Two years ago, State Superintendent Dr. Tommy Bice hired a consulting firm from Colorado to analyze how Alabama’s schools and districts spend money and what kinds of student outcomes were achieved.
The goal, according to John Augenblick, one of the founders of the consultant group, is “to figure out what each and every school in this state would need so that we would feel comfortable that they couldn’t use money as an excuse for not being successful”.
While not much has been said about the study, Bice has indicated the study is continuing and he plans to give the state board of education an update this summer.
School finance, and the way schools are funded has been of particular interest to me, mostly because there is so little actual informative data that tells us how schools are spending taxpayer funds. And because there is so little informative data, school officials are vulnerable to general criticism that too much money is spent with too little success.
While we wait to hear what the consultants found, and as solutions for shortfalls in the General Fund budget are being considered, it is worth the time to view where Alabama stands with respect to spending on K-12 education in relation to the rest of our country.
This is a look at “current spending”. Current spending does not include capital outlays, interest paid on debt, or intergovernmental transfers. It has not been adjusted for inflation nor cost of living differences. These are current dollars (as opposed to real dollars as shown in this article about Alabama’s level of spending over time).
It is important to note that different school systems have different criteria on what they classify as current expenses, and interpretations must be made with that in mind. Variations are indicated in Appendix B of the Census Bureau’s report.
So here’s a look at per pupil current spending for fiscal years 2004 through 2013. States are divided into quartiles, with quartile “1” representing the lowest spending per pupil and quartile “4” representing the highest quartile.
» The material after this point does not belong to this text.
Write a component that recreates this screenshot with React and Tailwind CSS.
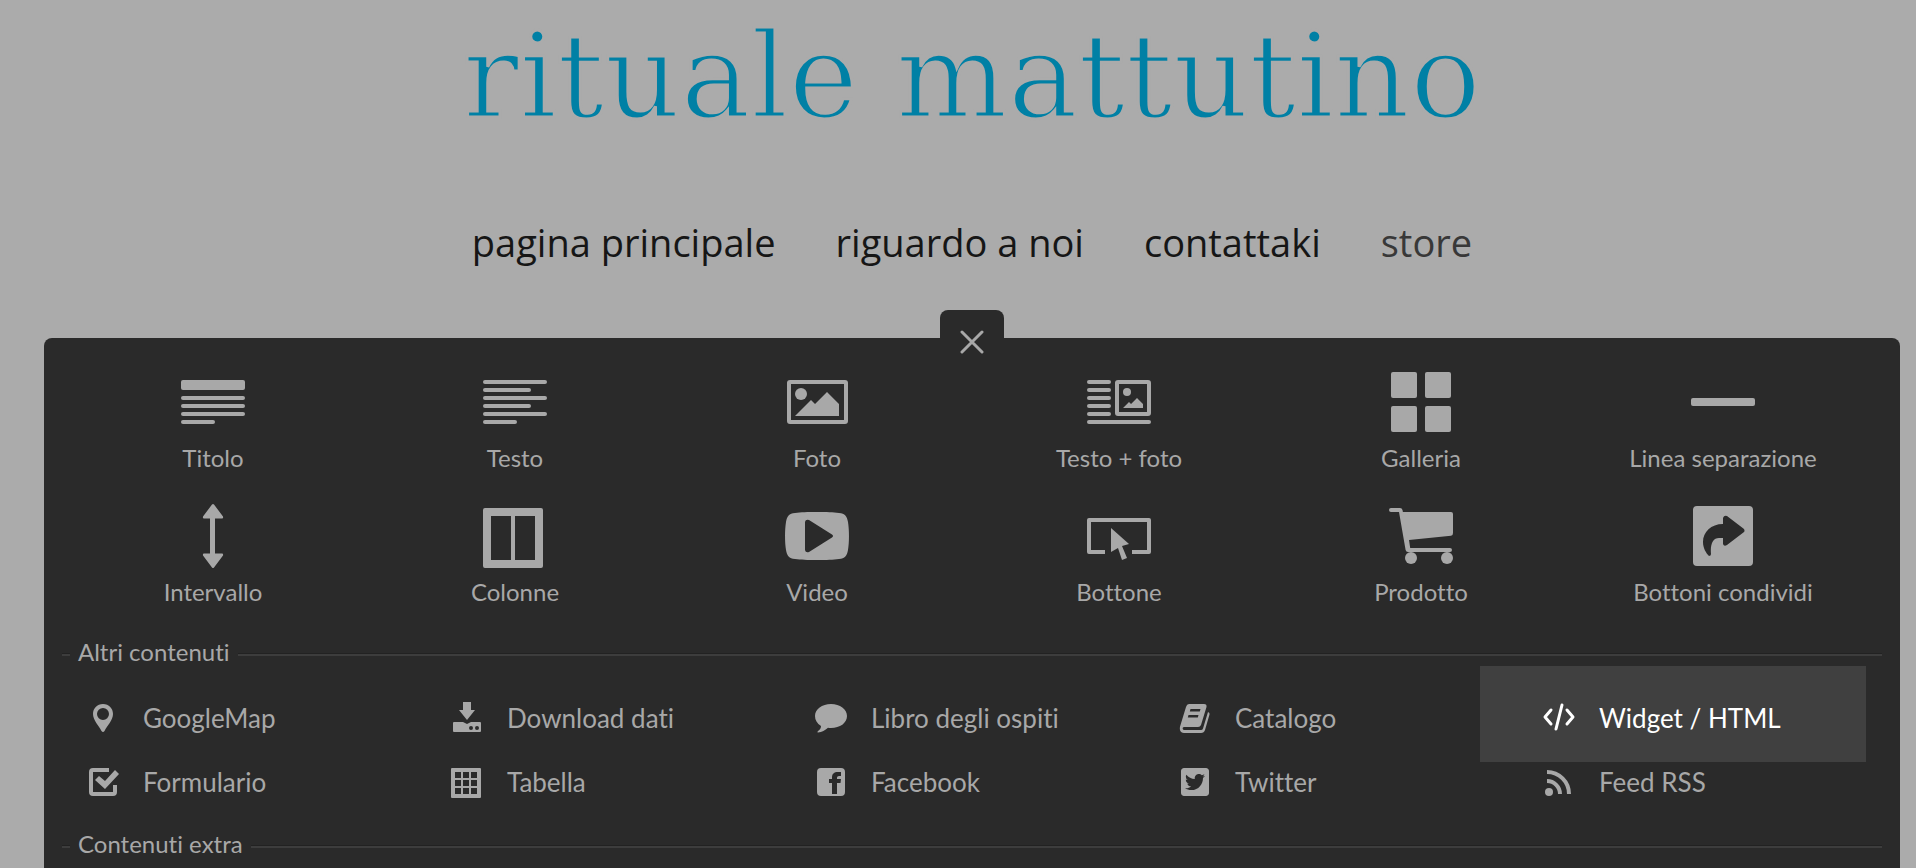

Notice how Alabama moved from quartile 1 to quartile 2 and then back down again.
And here is the percentage change from one year to the next. Alabama is often criticized for having made some of the largest cuts in school spending since 2008. It is important to note that Alabama had one of the highest percentage changes in school spending in the time period immediately preceding 2008.
Another measurement that sticks out is current spending per $1000 of personal income. Using rates (e.g., “per capita”, “per pupil”, “per dollar”) allows a comparison that most of us can understand.
Looking at spending per $1000 of personal income is an indicator that depends on the wealth of a state and spending priorities. For example, if education spending per $1000 of personal income is high, it could indicate one of two things: either personal wealth is low, or education spending is a high priority. The converse is true as well.
According to the report, the data used for state personal income estimates is from the Bureau of Economic Analysis.
Use the captions in the story to click through to the next data visualization. You will see total current spending by state over time (displayed two different ways) and total instruction spending over time (displayed in those same two ways).
The report defines instruction spending as “payments for salaries, employee benefits, supplies, materials, and contractual services. It excludes capital outlay, debt service, and interfund transfers. Instruction covers regular, special, and vocational programs offered in both the regular school year and summer school. It excludes instructional, student, and other support activities, as well as adult education, community services, and student enterprise activities.”
It’s a good idea to know where Alabama is as these budget discussions continue.
Google “spending and student achievement” and you’ll find a host of studies and press releases.
Here are a couple of studies to review:
In this report, Baker concludes:
It is certainly reasonable to acknowledge that money, by itself, is not a comprehensive solution for improving school quality. Clearly, money can be spent poorly and have limited influence on school quality. Or, money can be spent well and have substantive positive influence. But money that’s not there can’t do either. The available evidence leaves little doubt: Sufficient financial resources are a necessary underlying condition for providing quality education.
Baker hosts a blog, School Finance 101, which is very helpful for those of us hoping to keep up with what’s happening in the world of school finance nationwide. Baker certainly embraces a particular perspective, but he provides much to help understand school finance.
Does Money Matter in the Long Run? Effects of School Spending on Educational Attainment. Joshua Hyman September 15, 2014.
There are plenty of research studies that support the idea that money doesn’t make a difference in educational outcomes. For whatever reason, that message seems to carry farther than the studies that show there is a relationship. That’s why I’m sharing these particular studies that show there is some sort of relationship.